Clichés run the risk of going unnoticed because they point at things all too obvious. But clichés are clichés because they are truths solidified. So it was heartening to note that Prime Minister Manmohan Singh talked about the truth of ‘Two Indias’ in his Independence Day speech on Wednesday. Broadly, the schism is that between Indians who are marching ahead and Indians who are being left behind. And the most visible — and rectifiable — divide is that between rural and urban India. Sixty years after we took on nation-building responsibilities, rural India still overwhelmingly runs on an agricultural economy.
While the drop to less than 20 per cent of the agriculture share in GDP from 50 per cent in 1947 tells only part of the picture — other sectors have picked up, many at the cost of an increasingly urbanised agricultural labour force — Mr Singh is right to focus on a swathe that affects millions of Indians. He has talked about the need to “transform rural India”, something only possible when “we increase the productivity of our farms and the income of our farmers”. But the PM is wary of any diktat driving this change; instead he spoke of an inclusive growth plan that does not pit development against agriculture, but knits the two together.

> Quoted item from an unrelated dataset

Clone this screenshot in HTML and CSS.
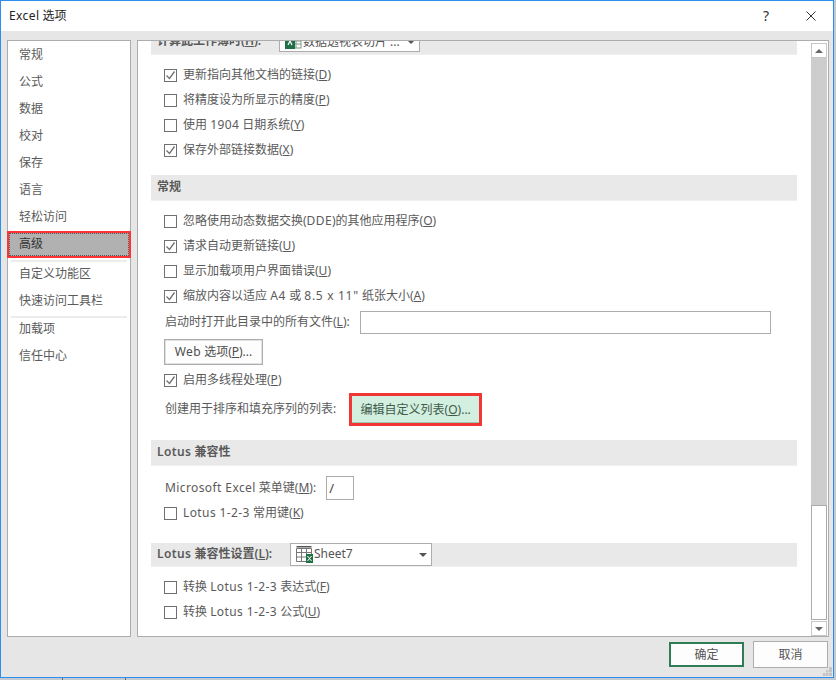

The last six months have shown how such a programme, despite perhaps the best of intentions, can go awry. The land acquisition drives in West Bengal and other parts of the country have caused friction between two notions of prosperity. There is no doubt that agricultural land is required to develop industry as well as infrastructure, to not only support and sustain industry but also to improve the lives and livelihoods of rural India. But the signals get crossed when one finds that there is no real set of rehabilitation norms in place for the displaced. The ad hoc nature of land acquisition gives rise to the notion of a development vs agriculture duel. Mr Singh has announced that the government will invest Rs 25,000 crore in the rural economy. This amount needs to be treated as seed money, where its utilisation is intrinsically linked to the benefits to be provided by infrastructure and technology. Turning on the rhetorical tap when it comes to boosting agriculture and the prospects of India’s farmers is easy — as 60 years of promises prove. But to actually bridge the rural-urban, agriculture-non-agriculture divide, it will take a policy that has a fixed and sensitive gaze that goes much beyond politics and re-focuses on nation-building.